A Southern 4-6-2 would pull it south of Washington. Guess this wreck must have been at the PRR bridge at 38.917N 76.9435W, where a PRR engine would pull the train.

Locomotives

Wasn't the "Crescent" usually pulled by a Southern RR locomotive?

Re: Wrong Truck

I stand corrected; how I missed them being outside bearing I have no idea. They probably are from beneath the tender, as the lead truck there is missing. Doubt they're from a car, as those appear to be all heavyweight equipment with six-wheel trucks.

Wrong truck

On a railroad, a truck is the assembly of wheels, springs, brakes, and centering devices which ride on the rails, supporting and guiding the car or locomotive it supports.

The engine is unmistakably, as pointed out, a Pennsylvania Railroad K-4 class 4-6-2 Pacific.

But, neither of the two trucks visible near the center of the photo came from that engine. K-4 pilot trucks were inside bearing. Perhaps, these were from under the tender, or from one of the passenger cars.
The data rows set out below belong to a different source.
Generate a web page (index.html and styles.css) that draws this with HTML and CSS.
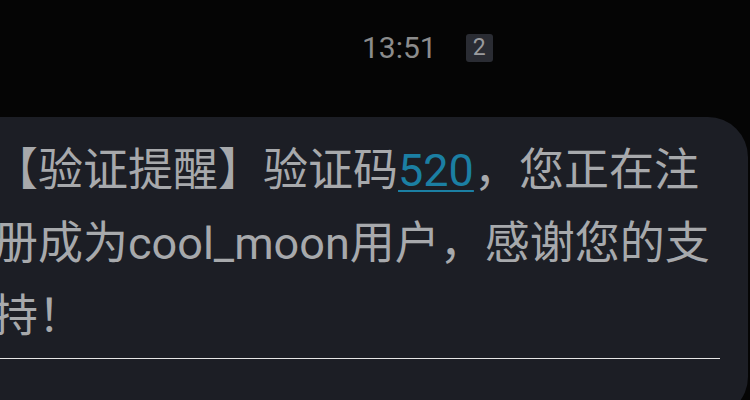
FILE: index.html
```html
<!DOCTYPE html>
<html lang="zh-CN">
<head>
<meta charset="utf-8">
<link rel="stylesheet" href="styles.css">
</head>
<body>
<div class="screen">
  <div class="header">
    <span class="time">13:51</span>
    <span class="sim">2</span>
  </div>
  <div class="bubble">
    <p class="msg">【验证提醒】验证码<a class="code">520</a>，您正在注册成为cool_moon用户，感谢您的支持！</p>
  </div>
</div>
</body>
</html>
```
FILE: styles.css
```css
html, body {
  margin: 0;
  padding: 0;
  background: #050505;
}
.screen {
  width: 750px;
  height: 400px;
  overflow: hidden;
  background: #050505;
  font-family: Roboto, "Noto Sans CJK SC", sans-serif;
}
.header {
  height: 117px;
  display: flex;
  align-items: flex-start;
  padding-left: 362px;
  box-sizing: border-box;
  padding-top: 31px;
}
.time {
  font-size: 30px;
  line-height: 34px;
  color: #8c8c8c;
}
.sim {
  margin-left: 29px;
  margin-top: 3px;
  width: 27px;
  height: 28px;
  border-radius: 3px;
  background: #2a2c33;
  color: #9a9b9e;
  font-size: 23px;
  line-height: 28px;
  text-align: center;
}
.bubble {
  margin-left: -44px;
  width: 792px;
  height: 300px;
  box-sizing: border-box;
  background: #1c1e25;
  border-radius: 40px;
  padding: 17px 28px 0 40px;
}
.msg {
  margin: 0;
  font-size: 45px;
  line-height: 73px;
  color: #a7a9ac;
  padding-bottom: 5px;
  border-bottom: 1.5px solid #e6e6e6;
  margin-left: -3px;
}
.code {
  color: #1b7fa3;
  text-decoration: underline;
  text-decoration-thickness: 2px;
  text-underline-offset: 4px;
}
```
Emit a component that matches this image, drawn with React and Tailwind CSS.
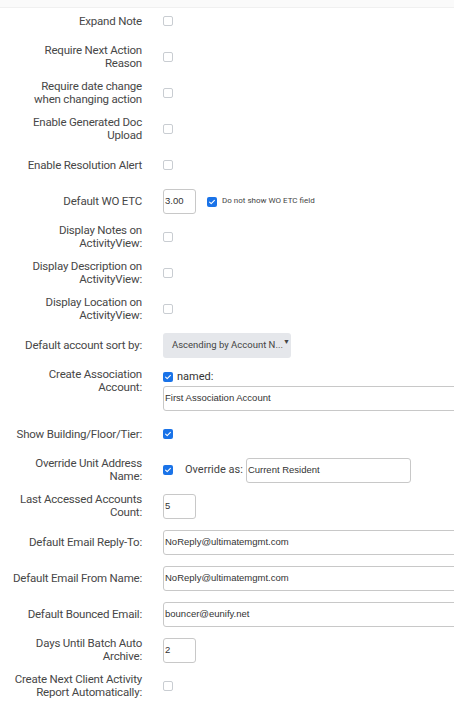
import React from "react";

function Check({ checked }) {
  if (checked) {
    return (
      <span className="inline-flex h-[10px] w-[10px] shrink-0 items-center justify-center rounded-[2px] bg-[#1a73e8]">
        <svg width="8" height="8" viewBox="0 0 8 8" fill="none">
          <path d="M1.6 4.2 L3.2 5.7 L6.4 2.4" stroke="white" strokeWidth="1.1" strokeLinecap="round" strokeLinejoin="round" />
        </svg>
      </span>
    );
  }
  return <span className="inline-block h-[10px] w-[10px] shrink-0 rounded-[2px] border border-[#c9cdd2] bg-white" />;
}

function Input({ value, className = "" }) {
  return (
    <div className={"flex h-[25px] items-center whitespace-nowrap rounded-[3px] border border-[#c8c8c8] bg-white pl-[1px] text-[9.5px] text-[#333] " + className} style={{ fontFamily: '"Liberation Sans", Arial, sans-serif' }}>
      {value}
    </div>
  );
}

function Row({ label, children, top }) {
  return (
    <div className={"flex min-h-[26px] gap-[21px] " + (top ? "items-start" : "items-center")}>
      <div className="w-[142px] shrink-0 whitespace-nowrap text-right text-[11.5px] leading-[13px] tracking-[-0.2px] text-[#474747]">
        {label}
      </div>
      <div className="flex min-w-0 flex-1 items-center">{children}</div>
    </div>
  );
}

export default function App() {
  return (
    <div className="w-[454px] overflow-hidden bg-white" style={{ fontFamily: 'Roboto, "Noto Sans", sans-serif' }}>
      <div className="h-[8px] border-b border-[#f0f0f0] bg-[#fafafa]" />
      <div className="flex flex-col gap-[10px] pb-[9px]">
        <Row label="Expand Note"><Check /></Row>
        <Row label={<>Require Next Action<br />Reason</>}><Check /></Row>
        <Row label={<>Require date change<br />when changing action</>}><Check /></Row>
        <Row label={<>Enable Generated Doc<br />Upload</>}><Check /></Row>
        <Row label="Enable Resolution Alert"><Check /></Row>
        <Row label="Default WO ETC">
          <Input value="3.00" className="w-[33px] h-[24px]" />
          <span className="ml-[11px]"><Check checked /></span>
          <span className="ml-[5px] whitespace-nowrap text-[8px] text-[#444]">Do not show WO ETC field</span>
        </Row>
        <Row label={<>Display Notes on<br />ActivityView:</>}><Check /></Row>
        <Row label={<>Display Description on<br />ActivityView:</>}><Check /></Row>
        <Row label={<>Display Location on<br />ActivityView:</>}><Check /></Row>
        <Row label="Default account sort by:">
          <div className="flex h-[25px] w-[128px] items-center whitespace-nowrap rounded-[3px] bg-[#e5e7eb] pl-[9px] text-[9.5px] text-[#444]">
            <span>Ascending by Account N...</span>
            <span className="-mt-[5px] text-[7px]">▼</span>
          </div>
        </Row>
        <Row top label={<>Create Association<br />Account:</>}>
          <div className="flex flex-1 flex-col">
            <div className="flex h-[18px] items-center">
              <Check checked />
              <span className="ml-[4px] text-[11px] text-[#333]">named:</span>
            </div>
            <Input value="First Association Account" className="-mr-[4px]" />
          </div>
        </Row>
        <Row label="Show Building/Floor/Tier:"><Check checked /></Row>
        <Row label={<>Override Unit Address<br />Name:</>}>
          <Check checked />
          <span className="ml-[12px] mr-[3px] text-[11px] text-[#444]">Override as:</span>
          <Input value="Current Resident" className="w-[165px] h-[24px]" />
        </Row>
        <Row label={<>Last Accessed Accounts<br />Count:</>}>
          <Input value="5" className="w-[33px] h-[24px]" />
        </Row>
        <Row label="Default Email Reply-To:">
          <Input value="NoReply@ultimatemgmt.com" className="flex-1 -mr-[4px]" />
        </Row>
        <Row label="Default Email From Name:">
          <Input value="NoReply@ultimatemgmt.com" className="flex-1 -mr-[4px]" />
        </Row>
        <Row label="Default Bounced Email:">
          <Input value="bouncer@eunify.net" className="flex-1 -mr-[4px]" />
        </Row>
        <Row label={<>Days Until Batch Auto<br />Archive:</>}>
          <Input value="2" className="w-[33px] h-[24px]" />
        </Row>
        <Row label={<>Create Next Client Activity<br />Report Automatically:</>}><Check /></Row>
      </div>
    </div>
  );
}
Men dead; locomotive saved.

It's a K-4 Pacific type, seen many times on this site. Don't know what number it is, but it was definitely rebuilt. The first K-4 to be scrapped was #8309 in 1938, after a different wreck which occurred in Pittsburg when it plummeted off a high fill and then dropped another fifty feet over a concrete retaining wall into one of the city streets. The leading truck of the K-4 seen above is sunk in the mud dead-center of the photo.